13.1 The Client shall not be entitled to assign its rights or obligations or delegate its duties under this Agreement without the prior written consent of the Supplier.

14 SEVERABILITY

14.1 If any provision of this Agreement is held invalid, illegal or unenforceable for any reason by any Court of competent jurisdiction such provision shall be severed and the remainder of the provisions herein shall continue in full force and effect as if this Agreement had been agreed with the invalid illegal or unenforceable provision eliminated.

15 WAIVER

15.1 The failure by either party to enforce at any time or for any period any one or more of the Terms and Conditions herein shall not be a waiver of them or of the right at any time subsequently to enforce all Terms and Conditions of this Agreement.

16 NOTICES

16.1 Any notice to be given by either party to the other may be served by electronic mail, fax, hand or post to such address of the other party as may from time to time have communicated to the other in writing, and if sent by email shall unless the contrary is proved be deemed to be received on the day it was sent, if sent by fax shall be deemed to be served on receipt of an error free transmission report, if given by letter shall be deemed to have been served at the time at which the letter was delivered personally or if sent by post shall be deemed to have been delivered in the ordinary course of post.

17 MISCELLANEOUS TERMS

17.1 Where the Supplier organises website hosting for the Client it is recognised that the Supplier uses third party Hosting Companies for website hosting. No guarantees of service are or can be made by The Supplier on behalf of the Hosting Company. If special requirements / guarantees of service are required then this should be communicated to the Supplier who shall endeavour to find a Hosting Company to match the said requirements. Any guarantees of service are made between the Hosting Company and the Client, the Supplier cannot offer or enforce any such agreement.

17.2 It is hereby agreed between the Supplier and the Client that in the event that any monies are owed and overdue to The Supplier, the Supplier will withdraw its services. The Supplier may remove any material stored upon any computer or server and shall retain such material, and shall not be liable for any loss monetary or otherwise and not be under any obligation to return or provide access to, any and all documents, papers, etc. belonging to the Client until payment is made in full.

17.3 The Supplier will not be held responsible for the failure in any of the services provided by a third party to the Supplier for the Client, this may include but is not restricted to web site hosting, domain name registration, internet promotions, third party multimedia provisions.

17.4 In the event of a problem with the website the Supplier will endeavour to solve the discrepancy as quickly as possible. Please contact the Supplier and describe any problems that you may be experiencing. The Supplier cannot accept responsibility for any loss either monetary or otherwise due to web site failure or misuse.

17.5 All data and information stored in an online database remains the property of the client along with any rights associated.

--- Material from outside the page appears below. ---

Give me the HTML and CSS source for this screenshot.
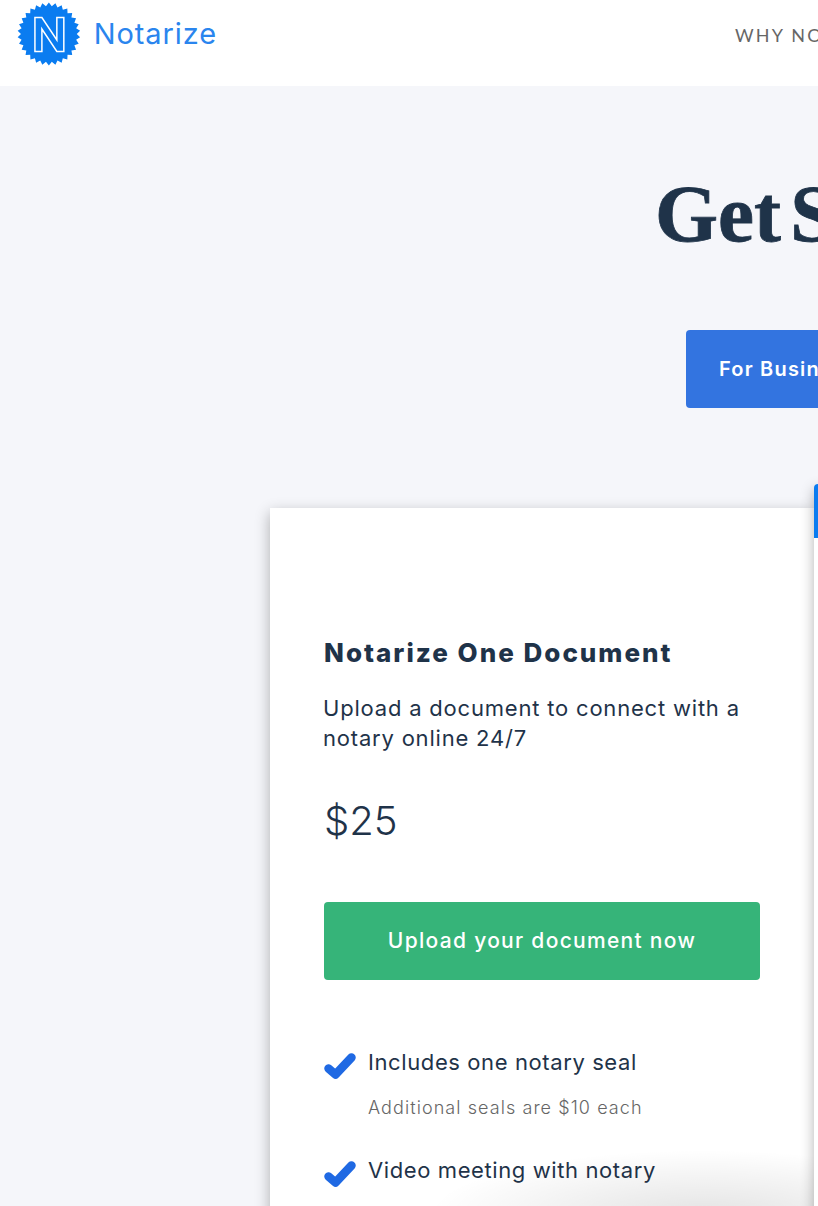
FILE: index.html
```html
<!DOCTYPE html>
<html lang="en">
<head>
    <meta charset="UTF-8">
    <meta name="viewport" content="width=device-width, initial-scale=1.0">
    <title>Notarize Pricing</title>
    <link rel="stylesheet" href="styles.css">
</head>
<body>
    <!-- Header -->
    <header class="site-header">
        <a href="#" class="logo">
            <svg class="logo-seal" viewBox="0 0 64 64" width="64" height="64">
                <polygon fill="#0a7cf0" points="32,.5 34.93,4.15 38.55,1.19 40.65,5.37 44.81,3.22 46,7.75 50.52,6.52 50.73,11.19 55.41,10.92 54.65,15.54 59.28,16.25 57.58,20.61 61.96,22.27 59.39,26.18 63.33,28.71 60,32 63.33,35.29 59.39,37.82 61.96,41.73 57.58,43.39 59.28,47.75 54.65,48.46 55.41,53.08 50.73,52.81 50.52,57.48 46,56.25 44.81,60.78 40.65,58.63 38.55,62.81 34.93,59.85 32,63.5 29.07,59.85 25.45,62.81 23.35,58.63 19.19,60.78 18,56.25 13.48,57.48 13.27,52.81 8.59,53.08 9.35,48.46 4.72,47.75 6.42,43.39 2.04,41.73 4.61,37.82 .67,35.29 4,32 .67,28.71 4.61,26.18 2.04,22.27 6.42,20.61 4.72,16.25 9.35,15.54 8.59,10.92 13.27,11.19 13.48,6.52 18,7.75 19.19,3.22 23.35,5.37 25.45,1.19 29.07,4.15"/>
                <path fill="none" stroke="#fff" stroke-width="1.500" d="M18 15.500h7L40 38V15.500h7v34h-7L25 27v22.500h-7z"/>
            </svg>
            <span class="logo-text">Notarize</span>
        </a>
        <nav class="site-nav">
            <a href="#">WHY NOTARIZE</a>
        </nav>
    </header>

    <!-- Pricing -->
    <main class="pricing">
        <h1 class="pricing-title">Get Started</h1>

        <div class="audience-tabs">
            <a href="#" class="tab tab-active">For Business</a>
        </div>

        <div class="plans">
            <section class="plan">
                <h2 class="plan-name">Notarize One Document</h2>
                <p class="plan-desc">Upload a document to connect with a notary online 24/7</p>
                <div class="plan-price">$25</div>
                <a href="#" class="plan-button">Upload your document now</a>

                <ul class="features">
                    <li class="feature">
                        <svg class="check" viewBox="0 0 32 26" width="32" height="26"><path fill="none" stroke="#1f69e3" stroke-width="8.500" stroke-linecap="round" stroke-linejoin="round" d="M4.500 15.500l7 6L27.500 4.500"/></svg>
                        <div>
                            <div class="feature-label">Includes one notary seal</div>
                            <div class="feature-note">Additional seals are $10 each</div>
                        </div>
                    </li>
                    <li class="feature">
                        <svg class="check" viewBox="0 0 32 26" width="32" height="26"><path fill="none" stroke="#1f69e3" stroke-width="8.500" stroke-linecap="round" stroke-linejoin="round" d="M4.500 15.500l7 6L27.500 4.500"/></svg>
                        <div>
                            <div class="feature-label">Video meeting with notary</div>
                        </div>
                    </li>
                </ul>
            </section>

            <section class="plan plan-featured">
                <div class="plan-banner"></div>
            </section>
        </div>
    </main>

    <div class="bottom-glow"></div>
</body>
</html>
```

FILE: styles.css
```css
* {
    margin: 0;
    padding: 0;
    box-sizing: border-box;
}

html, body {
    width: 818px;
    height: 1206px;
    overflow: hidden;
}

body {
    position: relative;
    font-family: 'Inter', 'Noto Sans', sans-serif;
    background-color: #f5f6fa;
    color: #1f3349;
}

a {
    text-decoration: none;
    color: inherit;
}

/* Header */
.site-header {
    display: flex;
    align-items: center;
    height: 86px;
    padding-left: 17px;
    background-color: #fff;
    white-space: nowrap;
}

.logo {
    display: flex;
    flex-shrink: 0;
    align-items: center;
    gap: 13px;
    width: 200px;
    margin-top: -19px;
}

.logo-seal {
    display: block;
}

.logo-text {
    font-size: 29px;
    letter-spacing: 0.9px;
    color: #2a85ee;
}

.site-nav {
    flex-shrink: 0;
    margin-left: 518px;
    margin-top: -16px;
    font-family: 'Lato', sans-serif;
    font-size: 18px;
    letter-spacing: 2.2px;
    color: #666;
}

/* Pricing */
.pricing {
    width: 1600px;
    padding-top: 86px;
}

.pricing-title {
    padding-left: 655px;
    font-family: 'Liberation Serif', serif;
    font-size: 81px;
    line-height: 84px;
    font-weight: 700;
    word-spacing: -11px;
    -webkit-text-stroke: 0.8px #1f3349;
    color: #1f3349;
    white-space: nowrap;
}

.audience-tabs {
    display: flex;
    padding: 74px 0 0 686px;
}

.tab {
    display: flex;
    align-items: center;
    width: 300px;
    height: 78px;
    padding-left: 33px;
    border-radius: 4px;
    font-size: 20px;
    font-weight: 600;
    letter-spacing: 1.2px;
    color: #fff;
    background-color: #3374e0;
}

.plans {
    display: flex;
    align-items: flex-start;
    padding: 76px 0 0 270px;
}

.plan {
    width: 544px;
    height: 800px;
    margin-top: 24px;
    padding: 129px 54px 0;
    background-color: #fff;
    box-shadow: 0 5px 14px rgba(0, 0, 0, 0.3);
}

.plan-featured {
    position: relative;
    width: 400px;
    margin-top: 0;
    padding: 0;
    border-radius: 4px 4px 0 0;
}

.plan-banner {
    height: 54px;
    border-radius: 4px 4px 0 0;
    background-color: #0a7cf0;
}

.plan-name {
    font-size: 26px;
    line-height: 32px;
    font-weight: 800;
    letter-spacing: 2px;
    color: #1f3349;
}

.plan-desc {
    width: 436px;
    margin-top: 24px;
    margin-left: -1px;
    font-size: 22px;
    line-height: 30px;
    letter-spacing: 0.8px;
    color: #1f3349;
}

.plan-price {
    margin-top: 44px;
    font-size: 40px;
    line-height: 48px;
    font-weight: 300;
    color: #1f3349;
}

.plan-button {
    display: flex;
    justify-content: center;
    align-items: center;
    width: 436px;
    height: 78px;
    margin-top: 57px;
    padding-bottom: 2px;
    border-radius: 4px;
    font-size: 21px;
    font-weight: 500;
    letter-spacing: 1.3px;
    color: #fff;
    background-color: #36b479;
}

.features {
    list-style: none;
    margin-top: 65px;
}

.feature {
    display: flex;
    align-items: flex-start;
    gap: 12px;
    margin-bottom: 32px;
}

.check {
    flex-shrink: 0;
    margin-top: 8px;
}

.feature-label {
    font-size: 22px;
    line-height: 34px;
    letter-spacing: 0.6px;
    color: #1f3349;
}

.feature-note {
    margin-top: 16px;
    font-size: 18px;
    line-height: 26px;
    font-weight: 300;
    letter-spacing: 1.07px;
    color: #666;
}

/* shadow of something sitting just under the fold */
.bottom-glow {
    position: absolute;
    left: 420px;
    top: 1140px;
    width: 394px;
    height: 66px;
    background: radial-gradient(ellipse 70% 100% at 72% 115%, rgba(0, 0, 0, 0.11), rgba(0, 0, 0, 0) 100%);
}
```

17.6 The client agrees that a hyperlink to the designers’ own website may be placed on the first page of the website.

18 ENTIRE AGREEMENT

18.1 This Agreement contains the entire agreement between the parties relating to the subject matter and supersedes any previous agreements, arrangements, undertakings or proposals, oral or written.

19 NO THIRD PARTIES

19.1 Nothing in this Agreement is intended to, nor shall it confer any rights on a third party.

20 GOVERNING LAW AND JURISDICTION

20.1 This Agreement shall be governed by and construed in accordance with the law of the United Kingdom and the parties hereby submit to the exclusive jurisdiction of the British courts.